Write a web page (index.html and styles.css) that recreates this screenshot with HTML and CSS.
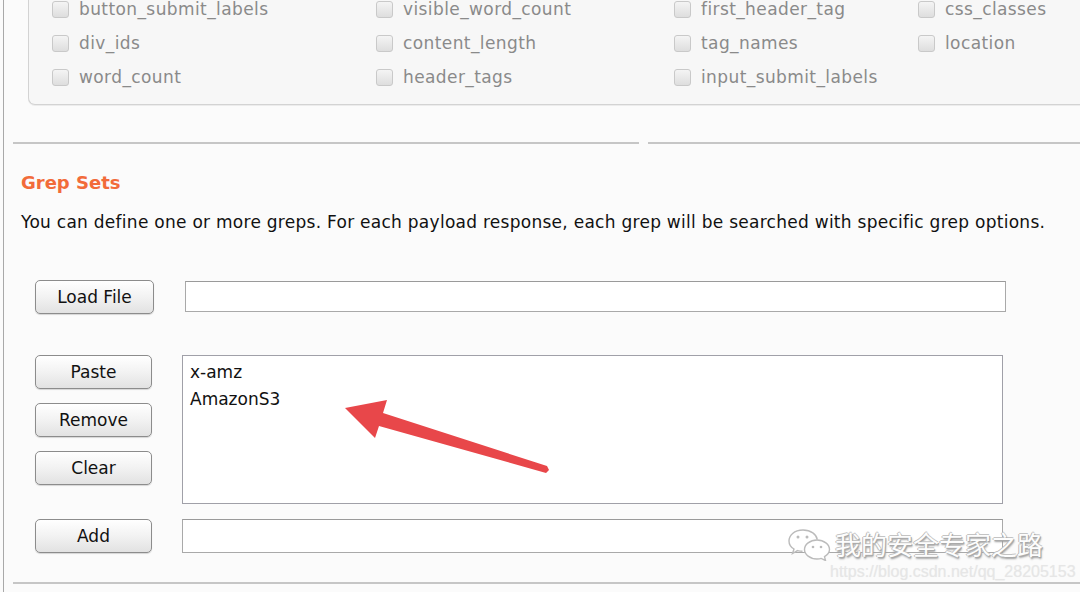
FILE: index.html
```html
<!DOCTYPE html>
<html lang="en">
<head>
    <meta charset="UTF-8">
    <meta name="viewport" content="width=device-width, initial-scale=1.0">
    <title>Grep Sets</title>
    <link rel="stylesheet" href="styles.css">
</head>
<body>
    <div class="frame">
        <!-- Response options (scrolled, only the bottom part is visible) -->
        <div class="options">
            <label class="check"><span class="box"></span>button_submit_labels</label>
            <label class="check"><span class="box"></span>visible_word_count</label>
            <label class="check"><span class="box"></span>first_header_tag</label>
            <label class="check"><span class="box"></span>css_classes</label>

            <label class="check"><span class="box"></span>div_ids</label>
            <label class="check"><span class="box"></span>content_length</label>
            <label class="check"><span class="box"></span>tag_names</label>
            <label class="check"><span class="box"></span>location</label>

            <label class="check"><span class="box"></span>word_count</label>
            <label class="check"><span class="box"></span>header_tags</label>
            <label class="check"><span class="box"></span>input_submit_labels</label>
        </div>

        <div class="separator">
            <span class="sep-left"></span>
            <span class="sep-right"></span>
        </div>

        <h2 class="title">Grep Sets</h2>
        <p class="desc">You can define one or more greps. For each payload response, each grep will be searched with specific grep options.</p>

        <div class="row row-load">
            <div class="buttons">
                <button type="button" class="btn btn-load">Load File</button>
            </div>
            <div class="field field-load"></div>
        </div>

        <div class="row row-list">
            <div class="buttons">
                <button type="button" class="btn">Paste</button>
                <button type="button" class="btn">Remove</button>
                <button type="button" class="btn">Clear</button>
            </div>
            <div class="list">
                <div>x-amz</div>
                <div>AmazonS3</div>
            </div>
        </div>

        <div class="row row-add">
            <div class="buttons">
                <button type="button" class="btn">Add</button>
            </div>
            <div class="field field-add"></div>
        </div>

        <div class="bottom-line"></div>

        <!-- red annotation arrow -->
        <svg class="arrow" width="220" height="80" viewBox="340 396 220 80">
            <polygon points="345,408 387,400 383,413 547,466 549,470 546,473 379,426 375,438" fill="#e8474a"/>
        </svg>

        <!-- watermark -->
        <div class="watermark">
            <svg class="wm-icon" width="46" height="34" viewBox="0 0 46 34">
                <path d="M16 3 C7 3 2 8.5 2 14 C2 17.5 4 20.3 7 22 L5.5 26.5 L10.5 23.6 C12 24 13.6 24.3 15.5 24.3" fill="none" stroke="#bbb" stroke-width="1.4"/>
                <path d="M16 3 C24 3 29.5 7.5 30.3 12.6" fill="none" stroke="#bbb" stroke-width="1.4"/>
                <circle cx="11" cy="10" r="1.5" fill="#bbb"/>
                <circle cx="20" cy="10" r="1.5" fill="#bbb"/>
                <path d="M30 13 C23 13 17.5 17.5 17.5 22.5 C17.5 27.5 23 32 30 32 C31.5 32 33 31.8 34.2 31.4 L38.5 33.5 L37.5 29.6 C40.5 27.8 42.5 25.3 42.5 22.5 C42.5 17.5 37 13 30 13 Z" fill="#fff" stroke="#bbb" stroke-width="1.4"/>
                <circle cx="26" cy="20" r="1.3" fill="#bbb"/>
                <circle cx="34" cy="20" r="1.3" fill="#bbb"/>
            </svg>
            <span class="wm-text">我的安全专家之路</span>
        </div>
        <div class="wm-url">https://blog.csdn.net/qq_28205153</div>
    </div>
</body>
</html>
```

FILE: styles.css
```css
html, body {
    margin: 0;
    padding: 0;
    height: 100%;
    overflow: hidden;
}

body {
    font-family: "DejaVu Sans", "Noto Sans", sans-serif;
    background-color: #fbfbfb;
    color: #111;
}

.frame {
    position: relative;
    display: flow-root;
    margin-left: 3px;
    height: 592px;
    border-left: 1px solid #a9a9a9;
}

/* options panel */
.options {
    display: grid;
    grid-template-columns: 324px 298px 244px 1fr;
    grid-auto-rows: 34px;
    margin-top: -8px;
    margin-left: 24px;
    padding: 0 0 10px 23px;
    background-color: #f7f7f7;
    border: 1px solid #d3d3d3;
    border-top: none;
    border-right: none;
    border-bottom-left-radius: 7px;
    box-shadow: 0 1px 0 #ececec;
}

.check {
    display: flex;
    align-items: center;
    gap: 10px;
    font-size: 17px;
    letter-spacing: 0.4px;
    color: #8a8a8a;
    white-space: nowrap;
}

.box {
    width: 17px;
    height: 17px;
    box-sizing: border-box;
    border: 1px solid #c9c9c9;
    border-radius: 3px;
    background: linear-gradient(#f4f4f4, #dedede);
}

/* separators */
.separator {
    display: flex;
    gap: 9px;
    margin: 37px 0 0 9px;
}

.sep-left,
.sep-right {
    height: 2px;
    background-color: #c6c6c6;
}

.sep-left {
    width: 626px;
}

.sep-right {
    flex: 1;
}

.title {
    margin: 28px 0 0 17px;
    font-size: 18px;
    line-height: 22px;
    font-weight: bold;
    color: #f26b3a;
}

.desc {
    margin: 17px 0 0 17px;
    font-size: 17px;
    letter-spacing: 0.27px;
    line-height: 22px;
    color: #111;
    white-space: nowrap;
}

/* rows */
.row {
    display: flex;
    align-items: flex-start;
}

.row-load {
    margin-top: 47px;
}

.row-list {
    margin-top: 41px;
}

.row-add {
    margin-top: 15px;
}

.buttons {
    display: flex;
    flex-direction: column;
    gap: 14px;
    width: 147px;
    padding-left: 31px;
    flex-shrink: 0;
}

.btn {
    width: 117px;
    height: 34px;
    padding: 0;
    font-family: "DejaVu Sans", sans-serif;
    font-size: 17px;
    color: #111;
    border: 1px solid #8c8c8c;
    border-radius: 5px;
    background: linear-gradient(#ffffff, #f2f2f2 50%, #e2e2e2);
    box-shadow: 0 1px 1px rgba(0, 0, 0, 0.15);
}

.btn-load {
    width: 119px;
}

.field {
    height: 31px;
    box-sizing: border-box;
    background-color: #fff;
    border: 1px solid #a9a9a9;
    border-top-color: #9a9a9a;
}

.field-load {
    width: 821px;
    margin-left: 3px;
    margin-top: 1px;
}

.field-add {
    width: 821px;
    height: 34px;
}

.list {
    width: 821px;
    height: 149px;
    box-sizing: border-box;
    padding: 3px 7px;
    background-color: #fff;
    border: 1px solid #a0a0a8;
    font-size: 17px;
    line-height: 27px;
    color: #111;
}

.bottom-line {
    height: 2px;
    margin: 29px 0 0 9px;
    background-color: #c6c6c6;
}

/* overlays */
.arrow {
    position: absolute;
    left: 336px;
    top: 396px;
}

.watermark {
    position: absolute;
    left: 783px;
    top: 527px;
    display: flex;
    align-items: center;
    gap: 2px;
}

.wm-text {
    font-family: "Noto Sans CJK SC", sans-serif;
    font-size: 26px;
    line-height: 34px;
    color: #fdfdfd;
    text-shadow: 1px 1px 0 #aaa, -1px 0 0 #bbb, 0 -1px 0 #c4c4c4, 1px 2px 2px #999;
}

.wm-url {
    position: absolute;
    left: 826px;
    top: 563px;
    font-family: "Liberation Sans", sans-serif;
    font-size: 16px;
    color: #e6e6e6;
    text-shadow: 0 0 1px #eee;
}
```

········

● Exercise details:
Copy out all of the material exactly as written, without its pictures.

● Solved exercise:
Write a web page (index.html and styles.css) that recreates this screenshot with HTML and CSS.
FILE: index.html
```html
<!DOCTYPE html>
<html lang="en">
<head>
    <meta charset="UTF-8">
    <meta name="viewport" content="width=device-width, initial-scale=1.0">
    <title>Grep Sets</title>
    <link rel="stylesheet" href="styles.css">
</head>
<body>
    <div class="frame">
        <!-- Response options (scrolled, only the bottom part is visible) -->
        <div class="options">
            <label class="check"><span class="box"></span>button_submit_labels</label>
            <label class="check"><span class="box"></span>visible_word_count</label>
            <label class="check"><span class="box"></span>first_header_tag</label>
            <label class="check"><span class="box"></span>css_classes</label>

            <label class="check"><span class="box"></span>div_ids</label>
            <label class="check"><span class="box"></span>content_length</label>
            <label class="check"><span class="box"></span>tag_names</label>
            <label class="check"><span class="box"></span>location</label>

            <label class="check"><span class="box"></span>word_count</label>
            <label class="check"><span class="box"></span>header_tags</label>
            <label class="check"><span class="box"></span>input_submit_labels</label>
        </div>

        <div class="separator">
            <span class="sep-left"></span>
            <span class="sep-right"></span>
        </div>

        <h2 class="title">Grep Sets</h2>
        <p class="desc">You can define one or more greps. For each payload response, each grep will be searched with specific grep options.</p>

        <div class="row row-load">
            <div class="buttons">
                <button type="button" class="btn btn-load">Load File</button>
            </div>
            <div class="field field-load"></div>
        </div>

        <div class="row row-list">
            <div class="buttons">
                <button type="button" class="btn">Paste</button>
                <button type="button" class="btn">Remove</button>
                <button type="button" class="btn">Clear</button>
            </div>
            <div class="list">
                <div>x-amz</div>
                <div>AmazonS3</div>
            </div>
        </div>

        <div class="row row-add">
            <div class="buttons">
                <button type="button" class="btn">Add</button>
            </div>
            <div class="field field-add"></div>
        </div>

        <div class="bottom-line"></div>

        <!-- red annotation arrow -->
        <svg class="arrow" width="220" height="80" viewBox="340 396 220 80">
            <polygon points="345,408 387,400 383,413 547,466 549,470 546,473 379,426 375,438" fill="#e8474a"/>
        </svg>

        <!-- watermark -->
        <div class="watermark">
            <svg class="wm-icon" width="46" height="34" viewBox="0 0 46 34">
                <path d="M16 3 C7 3 2 8.5 2 14 C2 17.5 4 20.3 7 22 L5.5 26.5 L10.5 23.6 C12 24 13.6 24.3 15.5 24.3" fill="none" stroke="#bbb" stroke-width="1.4"/>
                <path d="M16 3 C24 3 29.5 7.5 30.3 12.6" fill="none" stroke="#bbb" stroke-width="1.4"/>
                <circle cx="11" cy="10" r="1.5" fill="#bbb"/>
                <circle cx="20" cy="10" r="1.5" fill="#bbb"/>
                <path d="M30 13 C23 13 17.5 17.5 17.5 22.5 C17.5 27.5 23 32 30 32 C31.5 32 33 31.8 34.2 31.4 L38.5 33.5 L37.5 29.6 C40.5 27.8 42.5 25.3 42.5 22.5 C42.5 17.5 37 13 30 13 Z" fill="#fff" stroke="#bbb" stroke-width="1.4"/>
                <circle cx="26" cy="20" r="1.3" fill="#bbb"/>
                <circle cx="34" cy="20" r="1.3" fill="#bbb"/>
            </svg>
            <span class="wm-text">我的安全专家之路</span>
        </div>
        <div class="wm-url">https://blog.csdn.net/qq_28205153</div>
    </div>
</body>
</html>
```

FILE: styles.css
```css
html, body {
    margin: 0;
    padding: 0;
    height: 100%;
    overflow: hidden;
}

body {
    font-family: "DejaVu Sans", "Noto Sans", sans-serif;
    background-color: #fbfbfb;
    color: #111;
}

.frame {
    position: relative;
    display: flow-root;
    margin-left: 3px;
    height: 592px;
    border-left: 1px solid #a9a9a9;
}

/* options panel */
.options {
    display: grid;
    grid-template-columns: 324px 298px 244px 1fr;
    grid-auto-rows: 34px;
    margin-top: -8px;
    margin-left: 24px;
    padding: 0 0 10px 23px;
    background-color: #f7f7f7;
    border: 1px solid #d3d3d3;
    border-top: none;
    border-right: none;
    border-bottom-left-radius: 7px;
    box-shadow: 0 1px 0 #ececec;
}

.check {
    display: flex;
    align-items: center;
    gap: 10px;
    font-size: 17px;
    letter-spacing: 0.4px;
    color: #8a8a8a;
    white-space: nowrap;
}

.box {
    width: 17px;
    height: 17px;
    box-sizing: border-box;
    border: 1px solid #c9c9c9;
    border-radius: 3px;
    background: linear-gradient(#f4f4f4, #dedede);
}

/* separators */
.separator {
    display: flex;
    gap: 9px;
    margin: 37px 0 0 9px;
}

.sep-left,
.sep-right {
    height: 2px;
    background-color: #c6c6c6;
}

.sep-left {
    width: 626px;
}

.sep-right {
    flex: 1;
}

.title {
    margin: 28px 0 0 17px;
    font-size: 18px;
    line-height: 22px;
    font-weight: bold;
    color: #f26b3a;
}

.desc {
    margin: 17px 0 0 17px;
    font-size: 17px;
    letter-spacing: 0.27px;
    line-height: 22px;
    color: #111;
    white-space: nowrap;
}

/* rows */
.row {
    display: flex;
    align-items: flex-start;
}

.row-load {
    margin-top: 47px;
}

.row-list {
    margin-top: 41px;
}

.row-add {
    margin-top: 15px;
}

.buttons {
    display: flex;
    flex-direction: column;
    gap: 14px;
    width: 147px;
    padding-left: 31px;
    flex-shrink: 0;
}

.btn {
    width: 117px;
    height: 34px;
    padding: 0;
    font-family: "DejaVu Sans", sans-serif;
    font-size: 17px;
    color: #111;
    border: 1px solid #8c8c8c;
    border-radius: 5px;
    background: linear-gradient(#ffffff, #f2f2f2 50%, #e2e2e2);
    box-shadow: 0 1px 1px rgba(0, 0, 0, 0.15);
}

.btn-load {
    width: 119px;
}

.field {
    height: 31px;
    box-sizing: border-box;
    background-color: #fff;
    border: 1px solid #a9a9a9;
    border-top-color: #9a9a9a;
}

.field-load {
    width: 821px;
    margin-left: 3px;
    margin-top: 1px;
}

.field-add {
    width: 821px;
    height: 34px;
}

.list {
    width: 821px;
    height: 149px;
    box-sizing: border-box;
    padding: 3px 7px;
    background-color: #fff;
    border: 1px solid #a0a0a8;
    font-size: 17px;
    line-height: 27px;
    color: #111;
}

.bottom-line {
    height: 2px;
    margin: 29px 0 0 9px;
    background-color: #c6c6c6;
}

/* overlays */
.arrow {
    position: absolute;
    left: 336px;
    top: 396px;
}

.watermark {
    position: absolute;
    left: 783px;
    top: 527px;
    display: flex;
    align-items: center;
    gap: 2px;
}

.wm-text {
    font-family: "Noto Sans CJK SC", sans-serif;
    font-size: 26px;
    line-height: 34px;
    color: #fdfdfd;
    text-shadow: 1px 1px 0 #aaa, -1px 0 0 #bbb, 0 -1px 0 #c4c4c4, 1px 2px 2px #999;
}

.wm-url {
    position: absolute;
    left: 826px;
    top: 563px;
    font-family: "Liberation Sans", sans-serif;
    font-size: 16px;
    color: #e6e6e6;
    text-shadow: 0 0 1px #eee;
}
```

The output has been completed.